Question 2: Brand Identity Flexibility and Risk Management Evaluate Coca-Cola's decision to temporarily replace its iconic logo with personalized names, considering brand equity theory and identity management principles. What factors enabled Coca-Cola to take this risk successfully, and what conditions might cause similar strategies to fail for other brands? How should marketers balance brand consistency requirements against opportunities for innovative identity adaptations?
Question 3: Digital-Physical Integration Strategy Examine Share a Coke's integration of physical product personalization with digital sharing platforms. What specific design elements made the physical products inherently shareable in digital contexts, and how did this integration create value beyond what either physical or digital elements could achieve independently? Develop a framework for evaluating when digital-physical integration creates synergistic value versus when separate optimization might prove more effective.
Question 4: Emotional Brand Building in Mature Categories Assess Share a Coke as an emotional brand-building strategy within the mature carbonated soft drink category. How did personalization create emotional connection that traditional advertising might not achieve, and what psychological mechanisms underpinned this connection? Consider whether emotional engagement strategies like personalization represent sustainable approaches to differentiation in mature categories or primarily generate temporary novelty effects.

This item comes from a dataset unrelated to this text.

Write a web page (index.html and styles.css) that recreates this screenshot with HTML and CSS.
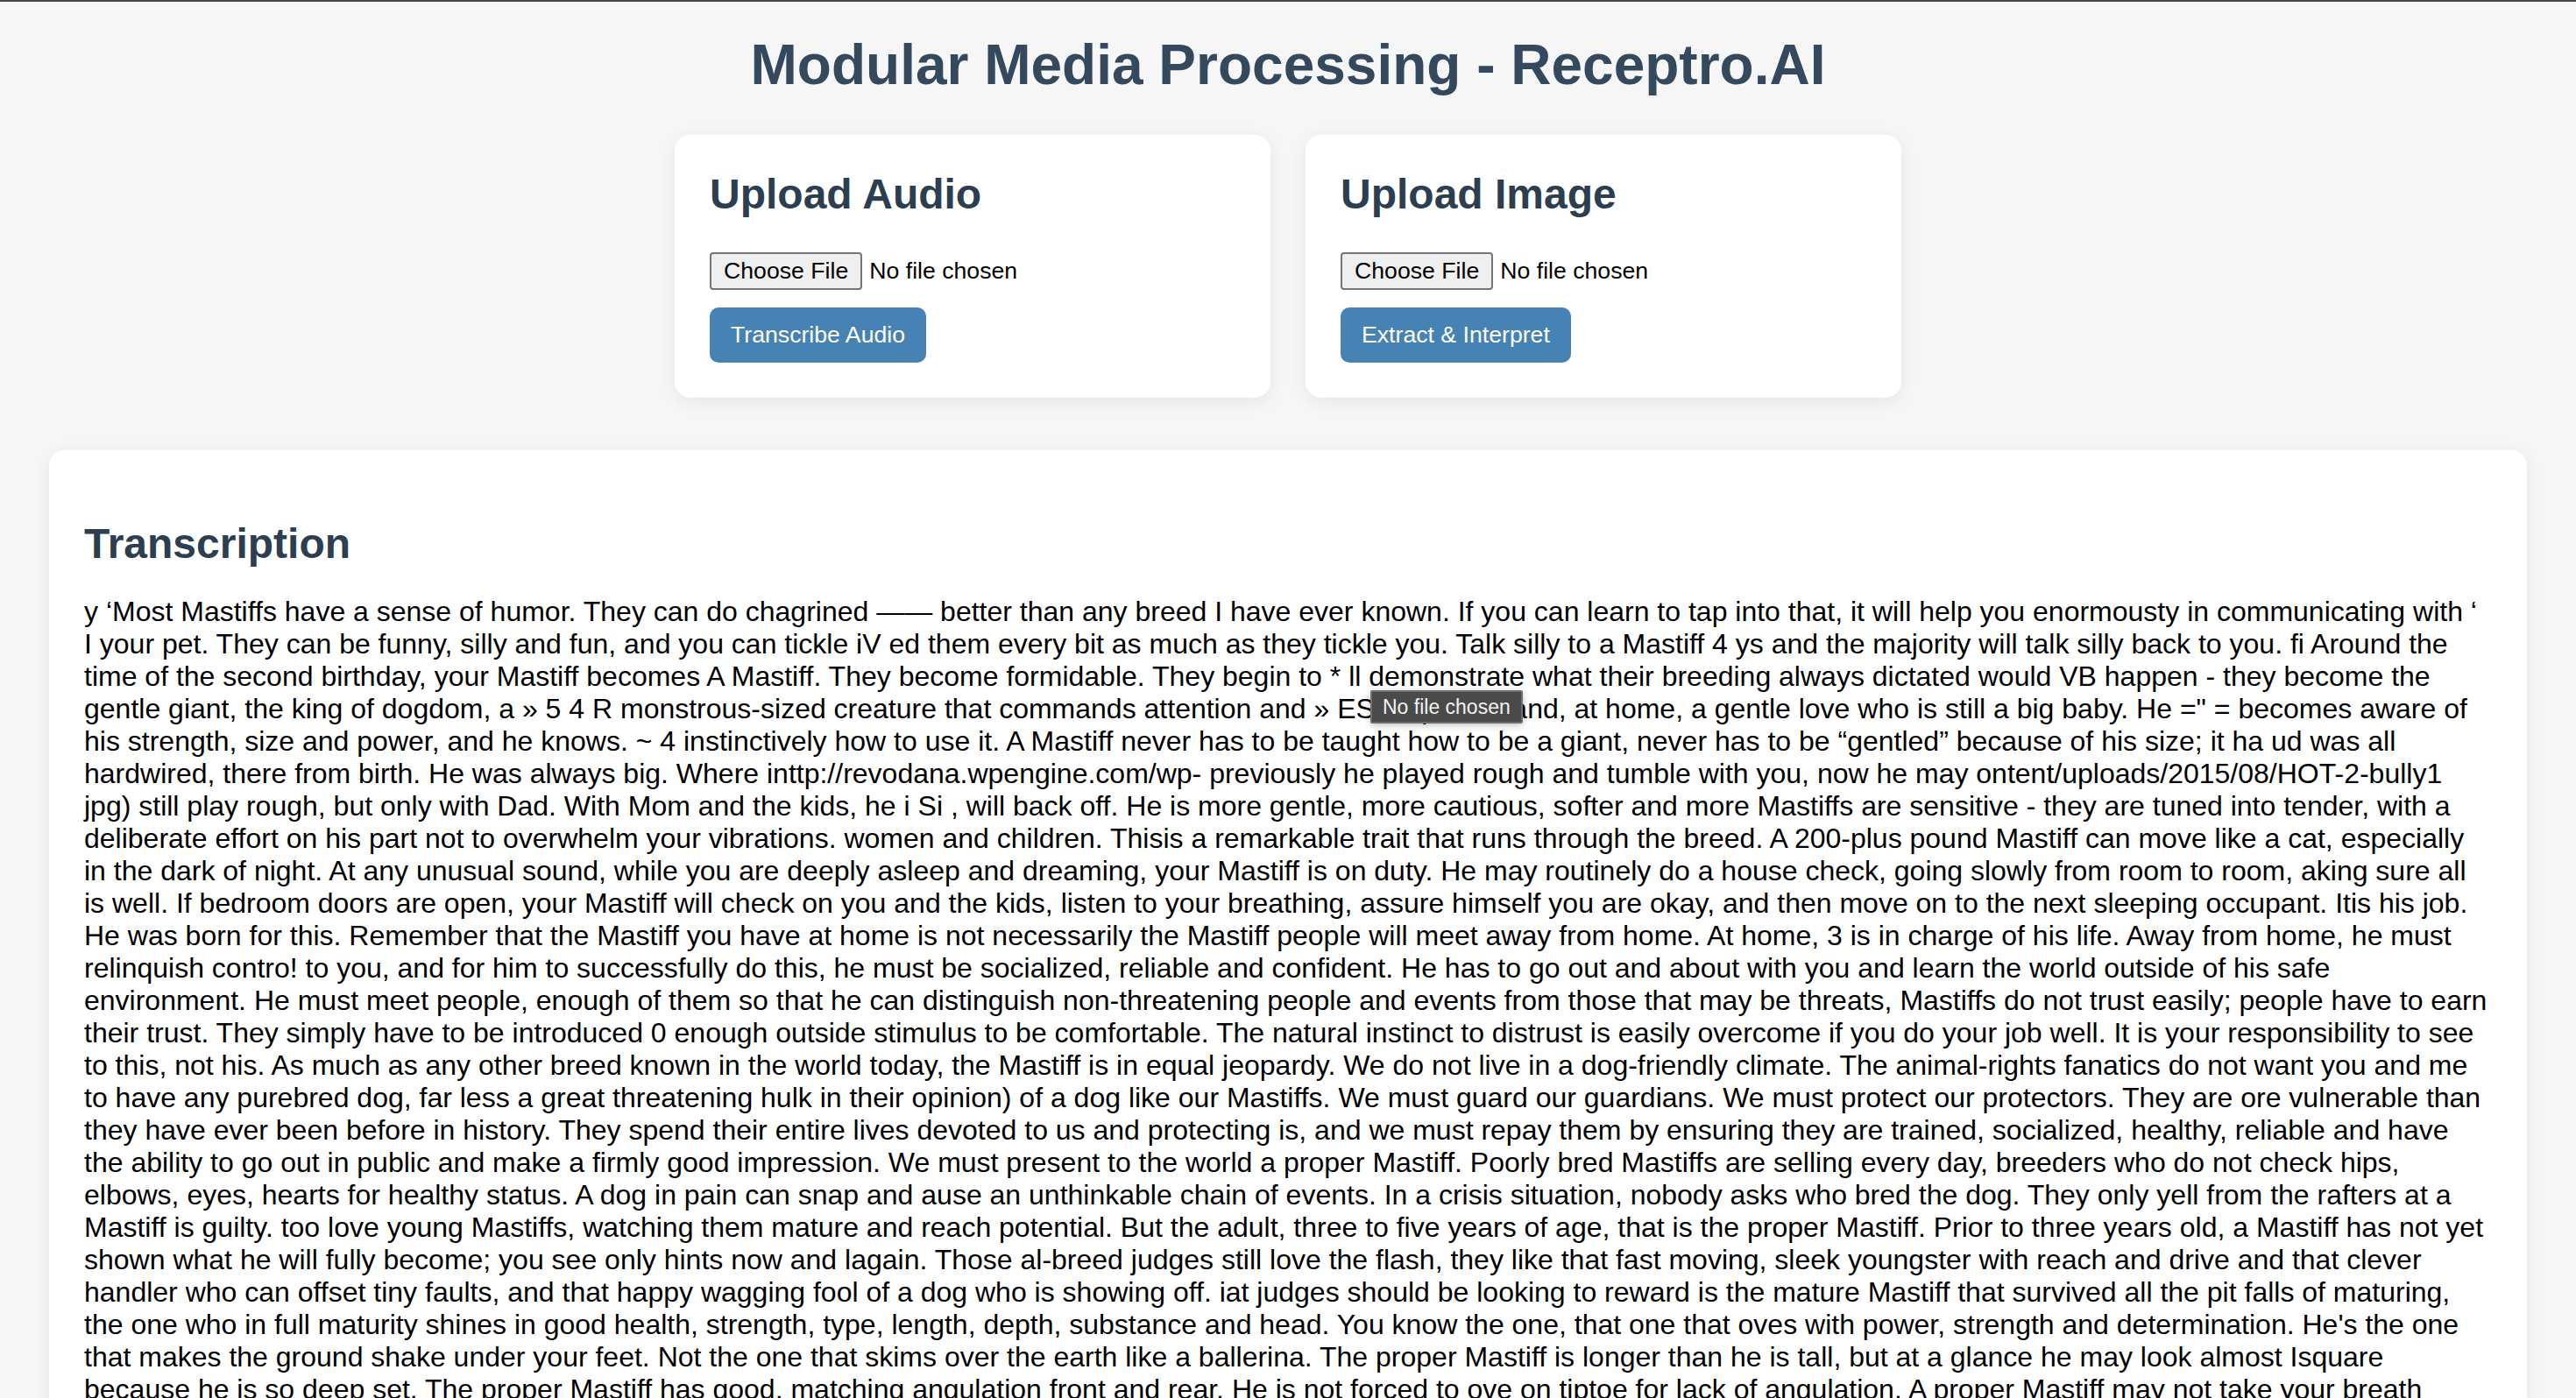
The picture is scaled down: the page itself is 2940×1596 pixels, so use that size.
FILE: index.html
```html
<!DOCTYPE html>
<html lang="en">
<head>
<meta charset="utf-8">
<title>Modular Media Processing - Receptro.AI</title>
<link rel="stylesheet" href="styles.css">
</head>
<body>
<div class="page">
  <h1 class="title">Modular Media Processing - Receptro.AI</h1>
  <div class="uploads">
    <section class="card">
      <h2 class="card-title">Upload Audio</h2>
      <div class="file-row"><input class="file-input" type="file" accept="audio/*"></div>
      <button class="action-btn" type="button">Transcribe Audio</button>
    </section>
    <section class="card">
      <h2 class="card-title">Upload Image</h2>
      <div class="file-row"><input class="file-input" type="file" accept="image/*"></div>
      <button class="action-btn" type="button">Extract &amp; Interpret</button>
    </section>
  </div>
  <section class="result">
    <h2 class="result-title">Transcription</h2>
    <div class="result-text">y ‘Most Mastiffs have a sense of humor. They can do chagrined —— better than any breed I have ever known. If you can learn to tap into that, it will help you enormousty in communicating with ‘ I your pet. They can be funny, silly and fun, and you can tickle iV ed them every bit as much as they tickle you. Talk silly to a Mastiff 4 ys and the majority will talk silly back to you. fi Around the time of the second birthday, your Mastiff becomes A Mastiff. They become formidable. They begin to * ll demonstrate what their breeding always dictated would VB happen - they become the gentle giant, the king of dogdom, a » 5 4 R monstrous-sized creature that commands attention and » ES respect, stand, at home, a gentle love who is still a big baby. He =" = becomes aware of his strength, size and power, and he knows. ~ 4 instinctively how to use it. A Mastiff never has to be taught how to be a giant, never has to be “gentled” because of his size; it ha ud was all hardwired, there from birth. He was always big. Where inttp://revodana.wpengine.com/wp- previously he played rough and tumble with you, now he may ontent/uploads/2015/08/HOT-2-bully1 jpg) still play rough, but only with Dad. With Mom and the kids, he i Si , will back off. He is more gentle, more cautious, softer and more Mastiffs are sensitive - they are tuned into tender, with a deliberate effort on his part not to overwhelm your vibrations. women and children. Thisis a remarkable trait that runs through the breed. A 200-plus pound Mastiff can move like a cat, especially in the dark of night. At any unusual sound, while you are deeply asleep and dreaming, your Mastiff is on duty. He may routinely do a house check, going slowly from room to room, aking sure all is well. If bedroom doors are open, your Mastiff will check on you and the kids, listen to your breathing, assure himself you are okay, and then move on to the next sleeping occupant. Itis his job. He was born for this. Remember that the Mastiff you have at home is not necessarily the Mastiff people will meet away from home. At home, 3 is in charge of his life. Away from home, he must relinquish contro! to you, and for him to successfully do this, he must be socialized, reliable and confident. He has to go out and about with you and learn the world outside of his safe environment. He must meet people, enough of them so that he can distinguish non-threatening people and events from those that may be threats, Mastiffs do not trust easily; people have to earn their trust. They simply have to be introduced 0 enough outside stimulus to be comfortable. The natural instinct to distrust is easily overcome if you do your job well. It is your responsibility to see to this, not his. As much as any other breed known in the world today, the Mastiff is in equal jeopardy. We do not live in a dog-friendly climate. The animal-rights fanatics do not want you and me to have any purebred dog, far less a great threatening hulk in their opinion) of a dog like our Mastiffs. We must guard our guardians. We must protect our protectors. They are ore vulnerable than they have ever been before in history. They spend their entire lives devoted to us and protecting is, and we must repay them by ensuring they are trained, socialized, healthy, reliable and have the ability to go out in public and make a firmly good impression. We must present to the world a proper Mastiff. Poorly bred Mastiffs are selling every day, breeders who do not check hips, elbows, eyes, hearts for healthy status. A dog in pain can snap and ause an unthinkable chain of events. In a crisis situation, nobody asks who bred the dog. They only yell from the rafters at a Mastiff is guilty. too love young Mastiffs, watching them mature and reach potential. But the adult, three to five years of age, that is the proper Mastiff. Prior to three years old, a Mastiff has not yet shown what he will fully become; you see only hints now and lagain. Those al-breed judges still love the flash, they like that fast moving, sleek youngster with reach and drive and that clever handler who can offset tiny faults, and that happy wagging fool of a dog who is showing off. iat judges should be looking to reward is the mature Mastiff that survived all the pit falls of maturing, the one who in full maturity shines in good health, strength, type, length, depth, substance and head. You know the one, that one that oves with power, strength and determination. He's the one that makes the ground shake under your feet. Not the one that skims over the earth like a ballerina. The proper Mastiff is longer than he is tall, but at a glance he may look almost Isquare because he is so deep set. The proper Mastiff has good, matching angulation front and rear. He is not forced to ove on tiptoe for lack of angulation. A proper Mastiff may not take your breath away at first glance.</div>
  </section>
</div>
<div class="tooltip">No file chosen</div>
</body>
</html>
```
FILE: styles.css
```css
html {
  background: #f6f6f6;
}

body {
  margin: 0;
  border-top: 2px solid #454545;
  background: #f6f6f6;
  font-family: "Liberation Sans", Arial, Helvetica, sans-serif;
  color: #000;
}

.page {
  padding: 0 56px;
}

.title {
  margin: 35px 0 43px;
  font-size: 64px;
  font-weight: 700;
  text-align: center;
  color: #34495e;
}

.uploads {
  display: flex;
  justify-content: center;
  gap: 40px;
}

.card {
  width: 680px;
  box-sizing: border-box;
  padding: 40px 40px 40px;
  background: #fff;
  border-radius: 18px;
  box-shadow: 0 4px 20px rgba(0, 0, 0, 0.07);
}

.card-title {
  margin: 0 0 39px;
  font-size: 48px;
  font-weight: 700;
  color: #2c3e50;
}

.file-row {
  display: flex;
  align-items: center;
  margin-bottom: 20px;
}

.file-input {
  font-family: "Liberation Sans", Arial, Helvetica, sans-serif;
  font-size: 26.67px;
  color: #000;
}

.file-input::file-selector-button {
  font: inherit;
  margin: 0 8px 0 0;
  padding: 4px 14px;
  border: 2px solid #767676;
  border-radius: 4px;
  background: #efefef;
  color: #000;
}

.action-btn {
  display: block;
  padding: 16px 24px;
  border: none;
  border-radius: 10px;
  background: #4682b4;
  color: #fff;
  font-family: "Liberation Sans", Arial, Helvetica, sans-serif;
  font-size: 26.67px;
}

.result {
  margin-top: 60px;
  padding: 0 40px 40px;
  background: #fff;
  border-radius: 18px;
  box-shadow: 0 4px 20px rgba(0, 0, 0, 0.07);
  display: flow-root;
}

.result-title {
  margin: 79px 0 32px;
  font-size: 48px;
  font-weight: 700;
  color: #2c3e50;
}

.result-text {
  font-size: 32px;
}

.tooltip {
  position: absolute;
  left: 1564px;
  top: 788px;
  width: 174px;
  height: 38px;
  box-sizing: border-box;
  padding-left: 12px;
  background: #4a4a4a;
  border: 2px solid #6e6e6e;
  border-radius: 2px;
  color: #f2f2f2;
  font-family: "Liberation Sans", Arial, Helvetica, sans-serif;
  font-size: 23px;
  line-height: 34px;
  box-shadow: 0 2px 8px rgba(0, 0, 0, 0.25);
  white-space: nowrap;
}
```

Question 5: Scalability and Replicability of Personalization Models Evaluate the generalizability of Share a Coke's personalization model to other product categories, brand positions, and market contexts. What specific factors made this strategy effective for Coca-Cola, and which of these factors are transferable versus context-specific? Develop criteria for assessing whether personalization-at-scale strategies would prove effective for brands in different categories, at different lifecycle stages, or facing different competitive dynamics.